You should see that yaxx does not stop with any error messages and finishes with the message (except for the time):

<2006-Nov-05 18:44:04> *** SUCCESS for Obsid=3102  Ccdid=ACIS-S3  Srcid=1

Creating HTML report index

If the test step does not succeed, please email the developer with details and a copy of the log file which is created in Test/install/Log. Note that on some systems the make program may indicate a failure, but if yaxx ends with the above message then everything should be OK.

The final product is a report (Test/install/obs3102/src1/report.ps) which summarizes the fitting. There will also be a file Test/install/report_index.html which can be viewed with your favorite web browser, e.g.

firefox Test/install/report_index.html

Create an executable in your path or an alias

The 'make' step also creates a customized shell script 'yaxx' in the source directory which should be used to actually start yaxx for analysis. Copy this file to a directory which is in your PATH (e.g. ~/bin) and do 'rehash' (if you are running csh or tcsh).

A less desirable but valid option is to make an alias and put this in your shell initialization script (e.g. ~/.cshrc):

alias yaxx /path/to/install/yaxx/yaxx

4   Known issues

Perl installation must be compiled with the current compiler suite

One issue arose because the compiler suite had been upgraded without recompiling the system Perl. This can lead to obscure errors when building the modules.

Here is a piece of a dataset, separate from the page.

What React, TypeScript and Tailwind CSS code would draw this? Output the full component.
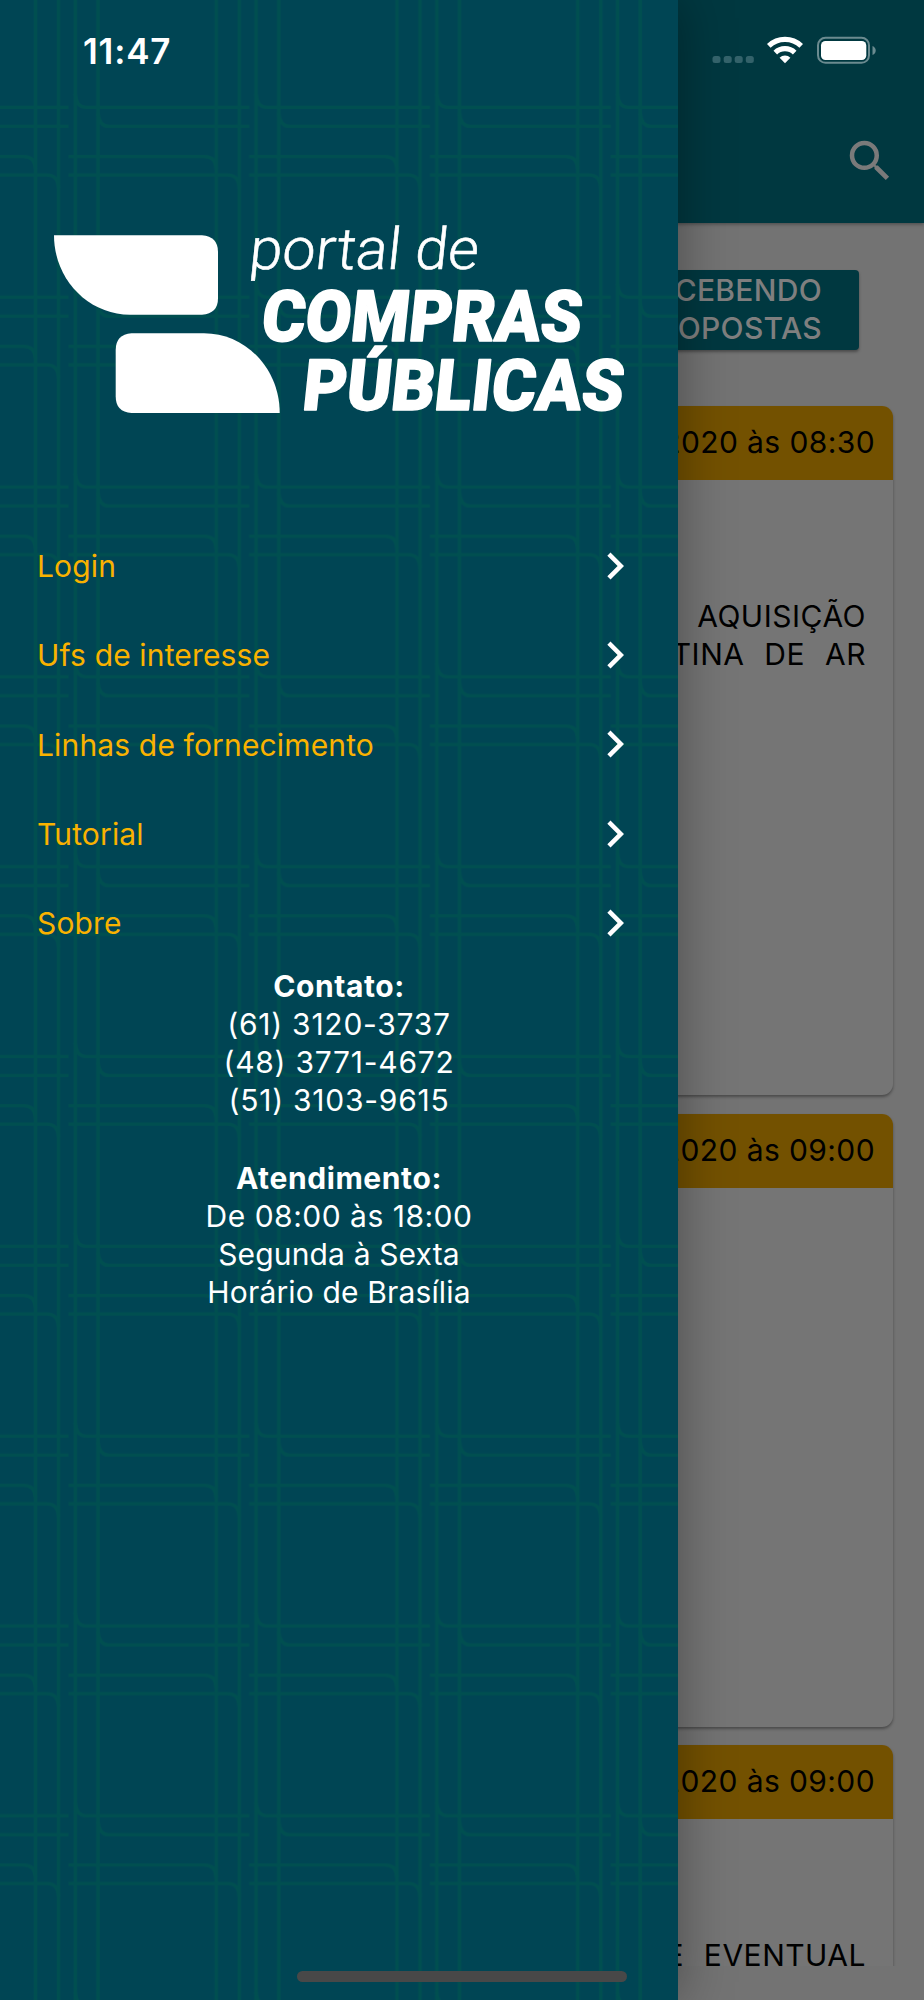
import type { ReactNode } from "react";

const menuItems = ["Login", "Ufs de interesse", "Linhas de fornecimento", "Tutorial", "Sobre"];

const telefones = ["(61) 3120-3737", "(48) 3771-4672", "(51) 3103-9615"];

const DrawerPattern = () => (
  <svg className="absolute inset-0" width="678" height="2000">
    <defs>
      <pattern id="trama" x="0" y="60" width="180.75" height="189.83" patternUnits="userSpaceOnUse">
        <g fill="none" stroke="#004f50" strokeWidth="3.4">
          <path d="M35.5 0V190M58.5 0V190M75.3 0V190M98 0V190" />
          <path d="M75.3 34Q76 47.3 86 47.3H181M0 47.3H68.5" />
          <path d="M98 53Q99 66.3 109 66.3H181M0 66.3H68.5" />
          <path d="M68.5 96.5H181M0 96.5H24Q35 96.5 35.5 109" />
          <path d="M68.5 115H181M0 115H47Q58 115 58.5 128" />
        </g>
      </pattern>
    </defs>
    <rect width="678" height="2000" fill="url(#trama)" />
  </svg>
);

const Logo = () => (
  <svg className="block" width="678" height="220" viewBox="0 215 678 220" fill="#fff">
    <path d="M54 235.3H202Q218 236.5 218 252V298.5Q218 313.5 202 314.7H130C88 314.7 54 279 54 235.3Z" />
    <path d="M131.5 333.3H204C246 333.3 279.7 369 279.7 413H131.5Q115.7 412 115.7 396.5V350Q115.7 334.5 131.5 333.3Z" />
    <g className="font-['Roboto']" stroke="#fff">
      <text transform="translate(248 268.5) skewX(-6)" fontSize="58" fontWeight="300" strokeWidth="0.6" textLength="229" lengthAdjust="spacingAndGlyphs">portal de</text>
      <text transform="translate(260 341) skewX(-6)" fontSize="71" fontWeight="900" strokeWidth="1.6" strokeLinejoin="round" textLength="320" lengthAdjust="spacingAndGlyphs">COMPRAS</text>
      <text transform="translate(301 410) skewX(-6)" fontSize="71" fontWeight="900" strokeWidth="1.6" strokeLinejoin="round" textLength="321" lengthAdjust="spacingAndGlyphs">PÚBLICAS</text>
    </g>
  </svg>
);

const StatusBar = () => (
  <div className="absolute inset-x-0 top-0 h-[102px] flex items-center justify-between pl-[83px] pr-[48px] text-white">
    <span className="text-[35px] font-semibold tracking-[0.8px]">11:47</span>
    <svg width="164" height="30" viewBox="712 36 164 30">
      <g fill="#33626a">
        <rect x="712.5" y="56" width="8" height="7" rx="2.5" />
        <rect x="723.7" y="56" width="8" height="7" rx="2.5" />
        <rect x="734.7" y="56" width="8" height="7" rx="2.5" />
        <rect x="745.8" y="56" width="8" height="7" rx="2.5" />
      </g>
      <g fill="none" stroke="#fff" strokeWidth="5.2">
        <path d="M768.8 45.8A23.5 23.5 0 0 1 801.2 45.8" />
        <path d="M775.3 52.6A14 14 0 0 1 794.7 52.6" />
      </g>
      <path d="M785 63.2L779.6 57.8A7.7 7.7 0 0 1 790.4 57.8Z" fill="#fff" />
      <rect x="818" y="37.8" width="51" height="25" rx="7.5" fill="none" stroke="#6b8b90" strokeWidth="2" />
      <rect x="821" y="41" width="45.3" height="19" rx="4.5" fill="#fff" />
      <path d="M872.5 46Q875.7 47.5 875.7 50.5T872.5 55Z" fill="#6b8b90" />
    </svg>
  </div>
);

const Card = ({ data, className, children }: { data: string; className: string; children?: ReactNode }) => (
  <div className={`ml-8 mr-[31px] rounded-[11px] bg-[#757575] shadow-[0_2px_3px_rgba(0,0,0,0.35)] overflow-hidden shrink-0 ${className}`}>
    <div className="h-[74px] bg-[#735100] pr-[18px] pb-[2px] flex items-center justify-end text-[30px] tracking-[0.4px]">
      {data}
    </div>
    <div className="pr-[27px] text-right text-[30px] leading-[38px] tracking-[0.5px]">{children}</div>
  </div>
);

const App = () => {
  return (
    <div className="relative w-[924px] h-[2000px] overflow-hidden bg-[#737373] font-['Inter',sans-serif] text-black">
      <div className="h-[1966px] flex flex-col overflow-hidden">
        <header className="h-[223px] shrink-0 bg-[#003840] shadow-[0_1px_4px_rgba(0,0,0,0.4)] flex items-end justify-end pr-[27px] pb-[35px]">
          <svg width="54" height="54" viewBox="0 0 24 24" fill="#7a7a7a">
            <path d="M15.5 14h-.79l-.28-.27A6.471 6.471 0 0 0 16 9.5 6.5 6.5 0 1 0 9.5 16c1.61 0 3.09-.59 4.23-1.57l.27.28v.79l5 4.99L20.49 19l-4.99-5zm-6 0C7.01 14 5 11.99 5 9.5S7.01 5 9.5 5 14 7.01 14 9.5 11.99 14 9.5 14z" />
          </svg>
        </header>

        <div className="flex justify-end pr-[65px] pt-[47px] pb-[56px]">
          <button className="w-[300px] h-[80px] rounded-[4px] bg-[#003840] pr-[37px] pb-[2px] text-right text-[30px] leading-[38px] font-medium tracking-[0.3px] text-[#7f7f7f] shadow-[0_2px_3px_rgba(0,0,0,0.35)]">
            RECEBENDO
            <br />
            PROPOSTAS
          </button>
        </div>

        <Card data="14/12/2020 às 08:30" className="h-[689px]">
          <p className="pt-[117px] [word-spacing:11px]">A AQUISIÇÃO</p>
          <p className="[word-spacing:11px]">CORTINA DE AR</p>
        </Card>
        <Card data="14/12/2020 às 09:00" className="mt-[19px] h-[613px]" />
        <Card data="14/12/2020 às 09:00" className="mt-[18px] h-[400px]">
          <p className="pt-[117px] [word-spacing:11px]">DE EVENTUAL</p>
        </Card>
      </div>

      <aside className="absolute left-0 top-0 w-[678px] h-full bg-[#004554] shadow-[0_0_50px_rgba(0,0,0,0.36)]">
        <DrawerPattern />
        <div className="relative pt-[215px] text-white">
          <Logo />
          <nav className="pt-[87px]">
            {menuItems.map((item) => (
              <a key={item} className="h-[89.3px] pl-[37px] pr-[36px] flex items-center justify-between text-[30px] tracking-[0.15px] text-[#f9b200]">
                {item}
                <svg className="mb-[2px]" width="54" height="54" viewBox="0 0 24 24" fill="#fff">
                  <path d="M10 6L8.59 7.41 13.17 12l-4.58 4.59L10 18l6-6z" />
                </svg>
              </a>
            ))}
          </nav>
          <div className="-mt-px text-center text-[30px] leading-[38px]">
            <p className="font-bold tracking-[0.6px]">Contato:</p>
            {telefones.map((tel) => (
              <p key={tel} className="tracking-[0.75px]">{tel}</p>
            ))}
            <p className="mt-[40px] font-bold tracking-[0.6px]">Atendimento:</p>
            <p className="tracking-[0.5px]">De 08:00 às 18:00</p>
            <p className="tracking-[0.15px]">Segunda à Sexta</p>
            <p className="tracking-[0.15px]">Horário de Brasília</p>
          </div>
        </div>
      </aside>

      <StatusBar />
      <div className="absolute left-[297px] top-[1971px] w-[330px] h-[11px] rounded-full bg-[#484848]" />
    </div>
  );
};

export default App;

This came up on two Solaris systems. In these cases the issue was resolved without having to recompile perl by reverting to an older compiler with a command similar to:

set path = ( /opt/SUNWspro_6.1/bin $path )

Details will vary with your installation.

Compress::Zlib

On one linux machine (Fedora Core 4 with Perl 5.8.6) the Compress::Zlib library failed a self-test. The installation process was continued with no further issues and was ultimately successful.